Stop Reinventing The Wheel At Home: A Parent’s Curation System That Builds Smarter Thinkers
The Burnout Loop You’re Trying To Escape
When you spend every night hunting for the “perfect” video or app, you’re doing the parent version of teachers rebuilding lessons from scratch each year 😮💨. The result is decision fatigue, half-finished “good finds,” and kids bouncing between random topics without going deeper. A curation system fixes this by turning learning into a repeatable routine instead of a constant search 🔁.
Here’s the mindset shift: your goal isn’t endless novelty, it’s steady growth through reuse and smart variety 🌱. Kids build stronger thinking when they revisit ideas, compare examples, and explain what they noticed—not when they only consume something once and move on. So instead of “What’s new today?”, you’ll ask “What’s worth repeating and stretching this week?” 🧠.
The 1–2–1 Weekly Curation System
Pick 1–2 Core learning sources that are reliable, age-fit, and easy to return to (think: one reading source and one hands-on source) ✅. These become your “home base,” where routines form and skills stack, like vocabulary, number sense, observation, or storytelling. The point is consistency: fewer sources, used more times, with better conversations afterward 💬.
Add 1 Stretch source that’s slightly harder or unfamiliar, but still doable with your support 🚀. “Stretch” might mean a tougher topic, a longer format, a different style of explanation, or a project that requires planning. This is where you help your child practice effort, patience, and problem-solving without turning it into a battle 🤝.
Keep 1 Just-For-Fun pick so learning doesn’t feel like a never-ending assignment 🎈. Fun can still be valuable when you nudge it with one tiny prompt like “What was your favorite part?” or “What would you change?” 😄. When kids feel enjoyment is protected, they’re more willing to tackle the stretch choice too.
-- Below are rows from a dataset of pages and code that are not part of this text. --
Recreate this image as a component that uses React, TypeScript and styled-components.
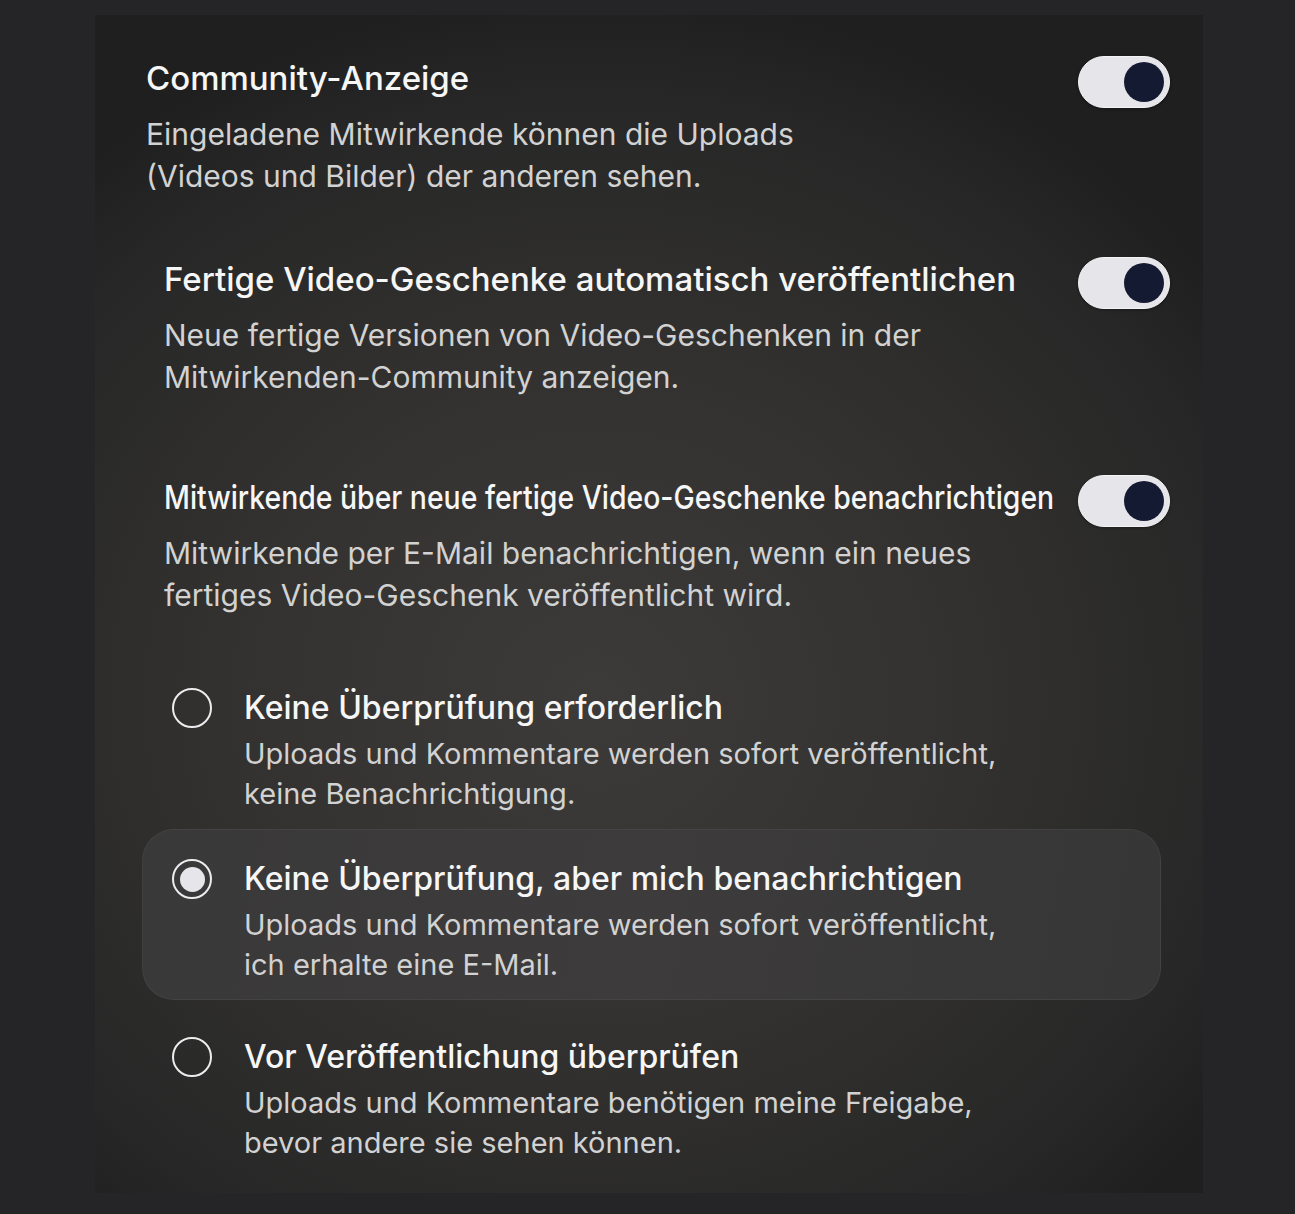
import styled, { createGlobalStyle } from "styled-components";

const GlobalStyle = createGlobalStyle`
    html, body {
        margin: 0;
        padding: 0;
        background: #252427;
    }
    body {
        font-family: Inter, "Noto Sans", "Liberation Sans", sans-serif;
        -webkit-font-smoothing: antialiased;
    }
`

type SectionData = {
    title: string
    text: string[]
    indent: boolean
    space: number
    narrow?: boolean
}

type OptionData = {
    title: string
    text: string[]
    checked: boolean
    space: number
}

const sections: SectionData[] = [{
    title: "Community-Anzeige",
    text: ["Eingeladene Mitwirkende können die Uploads", "(Videos und Bilder) der anderen sehen."],
    indent: false,
    space: 0
}, {
    title: "Fertige Video-Geschenke automatisch veröffentlichen",
    text: ["Neue fertige Versionen von Video-Geschenken in der", "Mitwirkenden-Community anzeigen."],
    indent: true,
    space: 60
}, {
    title: "Mitwirkende über neue fertige Video-Geschenke benachrichtigen",
    text: ["Mitwirkende per E-Mail benachrichtigen, wenn ein neues", "fertiges Video-Geschenk veröffentlicht wird."],
    indent: true,
    space: 77,
    narrow: true
},]

const options: OptionData[] = [{
    title: "Keine Überprüfung erforderlich",
    text: ["Uploads und Kommentare werden sofort veröffentlicht,", "keine Benachrichtigung."],
    checked: false,
    space: 0
}, {
    title: "Keine Überprüfung, aber mich benachrichtigen",
    text: ["Uploads und Kommentare werden sofort veröffentlicht,", "ich erhalte eine E-Mail."],
    checked: true,
    space: 0
}, {
    title: "Vor Veröffentlichung überprüfen",
    text: ["Uploads und Kommentare benötigen meine Freigabe,", "bevor andere sie sehen können."],
    checked: false,
    space: 7
},]

export default function App() {
    return (
        <>
            <GlobalStyle/>
            <Page>
                <Panel>
                    {sections.map((section, index) => <Section key={index} indent={section.indent} space={section.space}>
                        <SectionText>
                            <Title narrow={section.narrow}>{section.title}</Title>
                            <Description>
                                {section.text.map((line, i) => <div key={i}>{line}</div>)}
                            </Description>
                        </SectionText>
                        <Toggle>
                            <Knob/>
                        </Toggle>
                    </Section>)}
                    <OptionList>
                        {options.map((option, index) => <Option key={index} checked={option.checked} space={option.space}>
                            <Radio checked={option.checked}/>
                            <div>
                                <OptionTitle>{option.title}</OptionTitle>
                                <OptionText>
                                    {option.text.map((line, i) => <div key={i}>{line}</div>)}
                                </OptionText>
                            </div>
                        </Option>)}
                    </OptionList>
                </Panel>
            </Page>
        </>
    );
}

const Page = styled.div`
    padding: 15px 92px 21px 95px;
`
const Panel = styled.div`
    width: 1108px;
    box-sizing: border-box;
    padding: 41px 33px 15px 51px;
    background: radial-gradient(ellipse 70% 60% at 45% 58%, #3c3b39 0%, #333230 45%, #272727 85%, #1f1f1f 100%);
    display: flex;
    flex-direction: column;
`
type sectionProps = {
    indent: boolean
    space: number
}
const Section = styled.div<sectionProps>`
    display: flex;
    align-items: flex-start;
    justify-content: space-between;
    padding-left: ${props => props.indent ? "18px" : "0"};
    margin-top: ${props => props.space}px;
`
const SectionText = styled.div`
    display: flex;
    flex-direction: column;
    min-width: 0;
`
type titleProps = {
    narrow?: boolean
}
const Title = styled.div<titleProps>`
    font-size: 33px;
    line-height: 44px;
    font-weight: 500;
    color: #f6f6f6;
    white-space: nowrap;
    transform: ${props => props.narrow ? "scaleX(0.86)" : "none"};
    transform-origin: left center;
`
const Description = styled.div`
    margin-top: 13px;
    font-size: 30px;
    line-height: 42px;
    color: #d2d2d2;
    white-space: nowrap;
`
const Toggle = styled.div`
    width: 92px;
    height: 52px;
    flex-shrink: 0;
    box-sizing: border-box;
    border-radius: 26px;
    background: #e6e5ea;
    border: 1px solid #f4f4f6;
    display: flex;
    align-items: center;
    justify-content: flex-end;
    padding-right: 5px;
    box-shadow: 0 1px 3px rgba(0, 0, 0, 0.35);
`
const Knob = styled.div`
    width: 40px;
    height: 40px;
    border-radius: 50%;
    background: #141a31;
`
const OptionList = styled.div`
    margin: 42px 9px 0 -4px;
    display: flex;
    flex-direction: column;
`
type optionProps = {
    checked: boolean
    space: number
}
const Option = styled.div<optionProps>`
    display: grid;
    grid-template-columns: 40px 1fr;
    column-gap: 32px;
    margin-top: ${props => props.space}px;
    padding: 27px 30px 14px 29px;
    border-radius: 32px;
    background: ${props => props.checked ? "linear-gradient(100deg, #3a3939 0%, #3d3b3b 50%, #363636 100%)" : "transparent"};
    border: 1px solid ${props => props.checked ? "rgba(255, 255, 255, 0.05)" : "transparent"};
`
type radioProps = {
    checked: boolean
}
const Radio = styled.div<radioProps>`
    width: 40px;
    height: 40px;
    margin-top: 2px;
    box-sizing: border-box;
    border-radius: 50%;
    border: 2.5px solid #ececee;
    display: flex;
    align-items: center;
    justify-content: center;

    &::after {
        content: "";
        display: ${props => props.checked ? "block" : "none"};
        width: 25px;
        height: 25px;
        border-radius: 50%;
        background: #e6e5ea;
    }
`
const OptionTitle = styled.div`
    font-size: 32px;
    line-height: 44px;
    font-weight: 500;
    color: #f6f6f6;
    white-space: nowrap;
`
const OptionText = styled.div`
    margin-top: 4px;
    font-size: 29px;
    line-height: 40px;
    color: #d2d2d2;
    white-space: nowrap;
`
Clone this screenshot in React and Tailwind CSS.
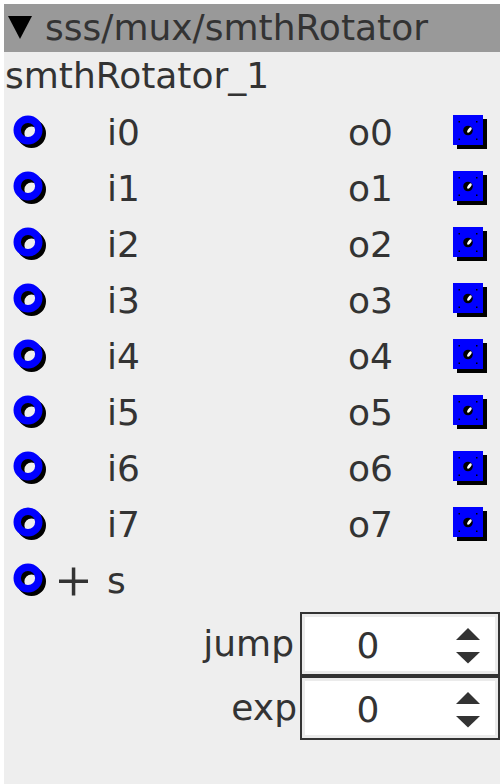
import React from "react";

function InPort() {
  return (
    <svg width="36" height="36" viewBox="0 0 36 36" className="shrink-0">
      <circle cx="18.5" cy="18.5" r="10.8" fill="none" stroke="#000" strokeWidth="7.4" />
      <circle cx="15" cy="15" r="10.8" fill="none" stroke="#0000ff" strokeWidth="7.4" />
    </svg>
  );
}

function OutPort() {
  return (
    <svg width="36" height="36" viewBox="0 0 36 36" className="shrink-0">
      <rect x="4" y="4" width="30" height="30" fill="#000" />
      <rect x="0" y="0" width="30" height="30" fill="#0000ff" />
      <circle cx="15" cy="15.5" r="4.8" fill="#000" />
      <ellipse cx="16.4" cy="15" rx="1.5" ry="3.2" transform="rotate(35 16.4 15)" fill="#fff" />
      <rect x="5.5" y="6" width="1.5" height="1.5" fill="#000" />
      <rect x="23" y="6" width="1.5" height="1.5" fill="#000" />
      <rect x="5.5" y="23.5" width="1.5" height="1.5" fill="#000" />
      <rect x="23" y="23.5" width="1.5" height="1.5" fill="#000" />
    </svg>
  );
}

function Row({ left, right, plus }) {
  return (
    <div className="flex h-[56px] items-center">
      <div className="flex w-[103px] shrink-0 items-center pl-[9px]">
        <InPort />
        {plus && (
          <svg width="30" height="30" viewBox="0 0 30 30" className="ml-[9px] shrink-0">
            <rect x="1" y="13.5" width="29" height="3.5" fill="#333333" />
            <rect x="13.8" y="1.5" width="3.5" height="28" fill="#333333" />
          </svg>
        )}
      </div>
      <div className="w-[241px] shrink-0 leading-[48px]">{left}</div>
      {right && (
        <>
          <div className="w-[105px] shrink-0 leading-[48px]">{right}</div>
          <OutPort />
        </>
      )}
    </div>
  );
}

function Spin({ label, mr }) {
  return (
    <div className="flex h-[64px] justify-end">
      <div className={`pt-[8px] leading-[48px] ${mr}`}>{label}</div>
      <div className="h-[64px] w-[200px] border-2 border-[#333333]">
        <div className="flex h-full border-[3px] border-[#ebebeb] bg-white">
          <div className="w-[126px] pt-[5px] text-center leading-[48px]">0</div>
          <svg width="24" height="36" viewBox="0 0 24 36" className="ml-[25px] mt-[11px] shrink-0">
            <polygon points="12,0 24,12 0,12" fill="#333333" />
            <polygon points="0,24 24,24 12,35.5" fill="#333333" />
          </svg>
        </div>
      </div>
    </div>
  );
}

export default function App() {
  const rows = [0, 1, 2, 3, 4, 5, 6, 7];
  return (
    <div className="min-h-[784px] bg-white pl-[4px] pt-[4px]">
      <div className="h-[780px] w-[496px] overflow-hidden bg-[#eeeeee] font-['DejaVu_Sans',sans-serif] text-[36px] text-[#333333]">
        <div className="flex h-[48px] items-center bg-[#999999]">
          <svg width="24" height="24" viewBox="0 0 24 24" className="ml-[4px] shrink-0">
            <polygon points="0,0 24,0 12,23" fill="#000" />
          </svg>
          <span className="ml-[13px] leading-[48px]">sss/mux/smthRotator</span>
        </div>
        <div className="h-[53px] pl-[1px] leading-[48px]">smthRotator_1</div>
        {rows.map((n) => (
          <Row key={n} left={`i${n}`} right={`o${n}`} />
        ))}
        <Row left="s" plus />
        <div className="mt-[3px]">
          <Spin label="jump" mr="mr-[6px]" />
          <Spin label="exp" mr="mr-[3px]" />
        </div>
      </div>
    </div>
  );
}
The Weekly Workflow That Makes It Stick
Set a 15–20 minute “Curation Minute” once a week and choose your 1–2–1 picks for the next seven days ⏱️. Save them in one place (a simple note, folder, or list) so you’re not re-searching every evening. This reduces stress because your brain stops treating screen-time decisions like emergencies 🧯.
During the week, reuse the Core picks 2–4 times, and don’t worry if it feels “repetitive” 🔂. Repetition is where kids start noticing patterns, predicting outcomes, and asking better questions, which are real thinking skills. Your role is to turn repeats into reflection with quick prompts like “What did you catch this time?” 👀.
Do a 5-minute “Weekend Wrap” to decide what to keep, what to swap, and what your child is ready to stretch next 📝. If something worked, keep it for another week to deepen skills instead of chasing new content. If it didn’t, remove it without guilt—curation is about fit, not perfection ✅.
How This Builds Smarter Thinkers
This system supports higher-order thinking because it naturally creates comparison, connection, and explanation 🧩. When kids revisit a core idea, they can sort what matters, spot differences, and justify opinions instead of just consuming. Even a simple question like “Why do you think that happened?” trains reasoning more than adding ten new videos 🤔.
You also model a powerful life skill: how to choose inputs instead of being ruled by them 🎯. Curating teaches kids that attention is valuable, and that learning improves when you return to good material with better questions. Over time, they start requesting “the good one we do every week” because mastery feels satisfying 🏆.